ザンマタに関する詳しい記述がありましたので紹介します。→ポチッ

2013年4月29日掲載 タイトル:謎の伝統行事 佐倉市小竹地区

佐倉市小竹の辻切りを探しながらのワンコの散歩の時に文字を書いた二股の枝が祀られているのを発見しました。同じ場所に古い枝も祀られていることから古くから続いている伝統行事のようです。
二股の枝の両側に「汝是畜生発菩提心諸畜生発菩提心也」と書かれていました。汝是畜生発菩提心を検索してみると「たとえ動物達が理解できずとも、法の響きは身体に浸みとおり、ついには悟りへの善き縁となる」と説明がありました。一字目が「汝」ではなく「如」の「如是畜生発菩提心」に対しては「是(か)くの如く畜生、菩提心を発(おこ)す」とありました。「汝是畜生発菩提心」も「如是畜生発菩提心」も動物の墓碑銘にも使われることがあるそうですが、この小竹地区の二股の枝の意味は不明です。小山の上に建っている石碑は庚申塔であることから庚申信仰(こうしんしんこう)と関係があるのかもしれません。
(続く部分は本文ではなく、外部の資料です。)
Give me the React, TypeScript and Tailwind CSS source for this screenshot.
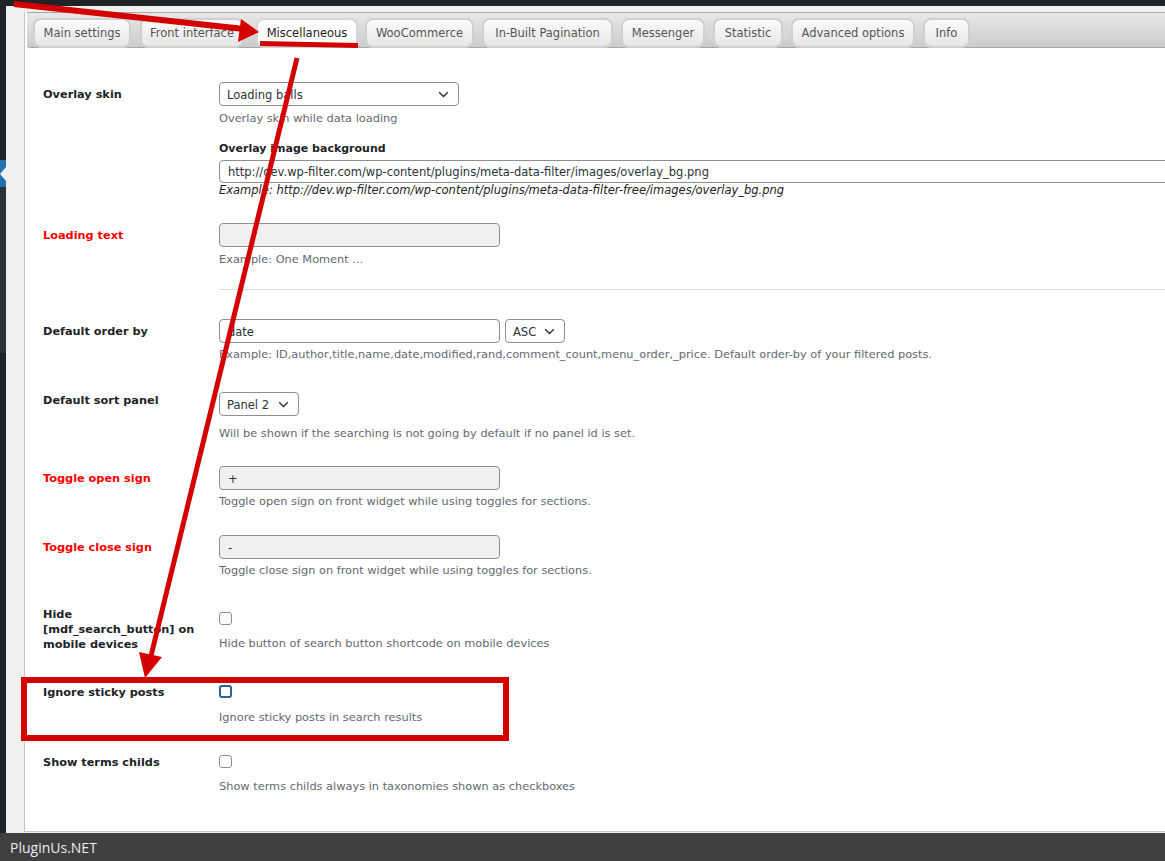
import React from "react";

const FONT = "[font-family:'DejaVu_Sans',sans-serif]";

const Chevron = () => (
  <svg width="11" height="7" viewBox="0 0 11 7" fill="none">
    <path d="M1.2 1.2 5.5 5.5 9.8 1.2" stroke="#2c3338" strokeWidth="1.4" />
  </svg>
);

const tabs: { label: string; cls: string; active?: boolean }[] = [
  { label: "Main settings", cls: "w-[98px] ml-[6px]" },
  { label: "Front interface", cls: "w-[104px] ml-[9px]" },
  { label: "Miscellaneous", cls: "w-[102px] ml-[12px]", active: true },
  { label: "WooCommerce", cls: "w-[109px] ml-[7px]" },
  { label: "In-Built Pagination", cls: "w-[131px] ml-[8px]" },
  { label: "Messenger", cls: "w-[84px] ml-[8px]" },
  { label: "Statistic", cls: "w-[70px] ml-[8px]" },
  { label: "Advanced options", cls: "w-[124px] ml-[8px]" },
  { label: "Info", cls: "w-[47px] ml-[8px]" },
];

const Label = ({ children, red, cls = "" }: { children: React.ReactNode; red?: boolean; cls?: string }) => (
  <div className={`w-[194px] shrink-0 pl-[18px] text-[11.3px] leading-[15px] font-bold ${red ? "text-[#ff0000]" : "text-[#1d2327]"} ${cls}`}>
    {children}
  </div>
);

const Desc = ({ children, cls = "" }: { children: React.ReactNode; cls?: string }) => (
  <div className={`text-[11.35px] leading-[15px] text-[#646970] whitespace-nowrap ${cls}`}>{children}</div>
);

const TextInput = ({ value, gray, cls = "" }: { value: string; gray?: boolean; cls?: string }) => (
  <div
    className={`h-[24px] w-[281px] rounded-[4px] border border-[#8c8f94] flex items-center px-[8px] pt-[3px] text-[11.5px] text-[#2c3338] ${gray ? "bg-[#f0f0f1]" : "bg-white"} ${cls}`}
  >
    {value}
  </div>
);

const Select = ({ value, cls }: { value: string; cls: string }) => (
  <div
    className={`h-[24px] rounded-[4px] border border-[#8c8f94] bg-white flex items-center justify-between pl-[7px] pr-[9px] text-[11.5px] text-[#2c3338] ${cls}`}
  >
    <span className="pt-[3px]">{value}</span>
    <Chevron />
  </div>
);

const Checkbox = ({ focus, cls = "" }: { focus?: boolean; cls?: string }) => (
  <div
    className={`w-[13px] h-[13px] rounded-[3px] bg-white ${focus ? "border-2 border-[#2f5f93]" : "border border-[#8c8f94]"} ${cls}`}
  />
);

export default function App() {
  return (
    <div className={`relative w-[1165px] h-[861px] overflow-hidden flex flex-col bg-[#f0f0f1] ${FONT}`}>
      {/* admin top bar */}
      <div className="h-[6px] shrink-0 bg-[#1d2327]" />

      <div className="flex flex-1 min-h-0">
        {/* sidebar sliver */}
        <div className="w-[6px] shrink-0 flex flex-col">
          <div className="h-[154px] bg-[#1d2327]" />
          <div className="h-[27px] bg-[#2271b1] flex items-center justify-end">
            <div className="w-0 h-0 border-y-[7px] border-y-transparent border-r-[6px] border-r-[#f0f0f1]" />
          </div>
          <div className="h-[166px] bg-[#2c3338]" />
          <div className="flex-1 bg-[#1d2327]" />
        </div>

        {/* gutter */}
        <div className="w-[18px] shrink-0 bg-[#f0f0f1]" />

        {/* main panel */}
        <div className="flex-1 min-w-0 pt-[6px] pb-[1px] flex flex-col">
          <div className="flex-1 bg-white border-l border-b border-[#c3c4c7] flex flex-col">
            {/* tab bar */}
            <div className="ml-[2px] h-[36px] shrink-0 border-y border-[#a7a7a7] rounded-bl-[3px] bg-linear-to-b from-[#e8e8e8] to-[#cbcbcb] flex items-end">
              {tabs.map((t) => (
                <div
                  key={t.label}
                  className={`${t.cls} h-[30px] mb-[-1px] pt-[2px] shrink-0 rounded-[8px] border-2 flex items-center justify-center text-[11.5px] whitespace-nowrap ${
                    t.active
                      ? "bg-white border-[#d6d6d6] text-[#222]"
                      : "bg-linear-to-b from-[#fbfbfb] to-[#e6e6e6] border-[#d0d0d0] text-[#555]"
                  }`}
                >
                  {t.label}
                </div>
              ))}
            </div>

            {/* form rows */}
            <div className="pt-[34px] flex flex-col">
              {/* Overlay skin */}
              <div className="flex h-[141px]">
                <Label cls="pt-[5px]">Overlay skin</Label>
                <div className="flex-1 min-w-0">
                  <Select value="Loading balls" cls="w-[240px]" />
                  <Desc cls="mt-[5px]">Overlay skin while data loading</Desc>
                  <div className="mt-[15px] text-[11px] leading-[15px] font-bold text-[#1d2327]">Overlay image background</div>
                  <div className="mt-[4px] h-[23px] w-[1000px] rounded-l-[4px] border border-[#8c8f94] flex items-center px-[8px] pt-[2px] text-[11.5px] text-[#2c3338] whitespace-nowrap">
                    http://dev.wp-filter.com/wp-content/plugins/meta-data-filter/images/overlay_bg.png
                  </div>
                  <div className="text-[11.5px] leading-[15px] italic text-[#1d2327] whitespace-nowrap">
                    Example: http://dev.wp-filter.com/wp-content/plugins/meta-data-filter-free/images/overlay_bg.png
                  </div>
                </div>
              </div>

              {/* Loading text */}
              <div className="flex h-[66px]">
                <Label red cls="pt-[5px]">Loading text</Label>
                <div className="flex-1 min-w-0">
                  <TextInput value="" gray />
                  <Desc cls="mt-[5px]">Example: One Moment ...</Desc>
                </div>
              </div>

              {/* separator */}
              <div className="flex h-[30px]">
                <div className="w-[194px] shrink-0" />
                <div className="flex-1 border-t border-[#dcdcde]" />
              </div>

              {/* Default order by */}
              <div className="flex h-[73px]">
                <Label cls="pt-[5px]">Default order by</Label>
                <div className="flex-1 min-w-0">
                  <div className="flex">
                    <TextInput value="date" />
                    <Select value="ASC" cls="ml-[5px] w-[60px]" />
                  </div>
                  <Desc cls="mt-[4px]">
                    Example: ID,author,title,name,date,modified,rand,comment_count,menu_order,_price. Default order-by of your filtered posts.
                  </Desc>
                </div>
              </div>

              {/* Default sort panel */}
              <div className="flex h-[74px]">
                <Label cls="pt-[1px]">Default sort panel</Label>
                <div className="flex-1 min-w-0">
                  <Select value="Panel 2" cls="w-[80px]" />
                  <Desc cls="mt-[10px]">Will be shown if the searching is not going by default if no panel id is set.</Desc>
                </div>
              </div>

              {/* Toggle open sign */}
              <div className="flex h-[69px]">
                <Label red cls="pt-[5px]">Toggle open sign</Label>
                <div className="flex-1 min-w-0">
                  <TextInput value="+" gray />
                  <Desc cls="mt-[4px]">Toggle open sign on front widget while using toggles for sections.</Desc>
                </div>
              </div>

              {/* Toggle close sign */}
              <div className="flex h-[72px]">
                <Label red cls="pt-[5px]">Toggle close sign</Label>
                <div className="flex-1 min-w-0">
                  <TextInput value="-" gray />
                  <Desc cls="mt-[4px]">Toggle close sign on front widget while using toggles for sections.</Desc>
                </div>
              </div>

              {/* Hide search button */}
              <div className="flex h-[78px]">
                <Label>
                  Hide
                  <br />
                  [mdf_search_button] on
                  <br />
                  mobile devices
                </Label>
                <div className="flex-1 min-w-0">
                  <Checkbox cls="mt-[5px]" />
                  <Desc cls="mt-[11px]">Hide button of search button shortcode on mobile devices</Desc>
                </div>
              </div>

              {/* Ignore sticky posts */}
              <div className="flex h-[70px]">
                <Label>Ignore sticky posts</Label>
                <div className="flex-1 min-w-0">
                  <Checkbox focus />
                  <Desc cls="mt-[12px]">Ignore sticky posts in search results</Desc>
                </div>
              </div>

              {/* Show terms childs */}
              <div className="flex">
                <Label>Show terms childs</Label>
                <div className="flex-1 min-w-0">
                  <Checkbox />
                  <Desc cls="mt-[11px]">Show terms childs always in taxonomies shown as checkboxes</Desc>
                </div>
              </div>
            </div>
          </div>
        </div>
      </div>

      {/* footer */}
      <div className="h-[28px] shrink-0 bg-[#404040] flex items-center pl-[10px] text-[14px] text-[#ececec] [font-family:'Open_Sans',sans-serif]">
        PluginUs.NET
      </div>

      {/* annotation overlay */}
      <svg className="absolute inset-0 pointer-events-none" width="1165" height="861" viewBox="0 0 1165 861">
        <line x1="14" y1="4" x2="244" y2="29" stroke="#d40000" strokeWidth="6" />
        <polygon points="259,32 241,19 238,42" fill="#d40000" />
        <polygon points="260,41 358,43 358,48 260,46" fill="#d40000" />
        <line x1="297" y1="58" x2="150" y2="660" stroke="#d40000" strokeWidth="5" />
        <polygon points="145,678 139,652 162,657" fill="#d40000" />
        <rect x="24" y="680" width="482" height="58" fill="none" stroke="#d40000" strokeWidth="6" />
      </svg>
    </div>
  );
}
こちらが小山の上の4つの庚申塔です。青面金剛象が彫られた一番大きな庚申塔は延享二年十月(1745年)に建てられたものでした。ejto
268年前ですね。
庚申信仰とは、中国道教の説く「三尸説(さんしせつ)」をもとに、仏教、特に密教・神道・修験道・呪術的な医学や、日本の民間のさまざまな信仰や習俗などが複雑に絡み合った複合信仰だそうです。
庚申塔はこの辺りでも沢山見かけることが出来ことからいくつか記事を書かせていただきました。→下高野 青菅


こちにが裏側(庚申塔側)から見た二股の枝です。


一番新しい枝の根元には「西講中 二月二十四日」と書かれていました。木の色合いから今年2013年2月24日に祀られたものと思われます。講中は神仏にもうでたり祭りに参加したりする集まりのことです。二股の枝は全部で7本立てられており、その中で文字が読み取れたのは3本だけでした。2本の古いと思われる枝の根元には西作講中と書かれており日付は入っていませんでした。その他の文字は表も裏も同じでした。
枝の裏側の両側には「南無遍照金剛」と書かれており根元には「合掌」と書かれていました。「南無(大師)遍照金剛」は真言宗などのお経の中で空海(弘法大師)に使われる呼び方でもあるようですが、現時点でこの不思議な二股の枝の意味は解明できておりません。ご存知の方がおられたら是非とも教えてください。


航空写真の黄色のマークのところに謎の二股の枝が祀られていました。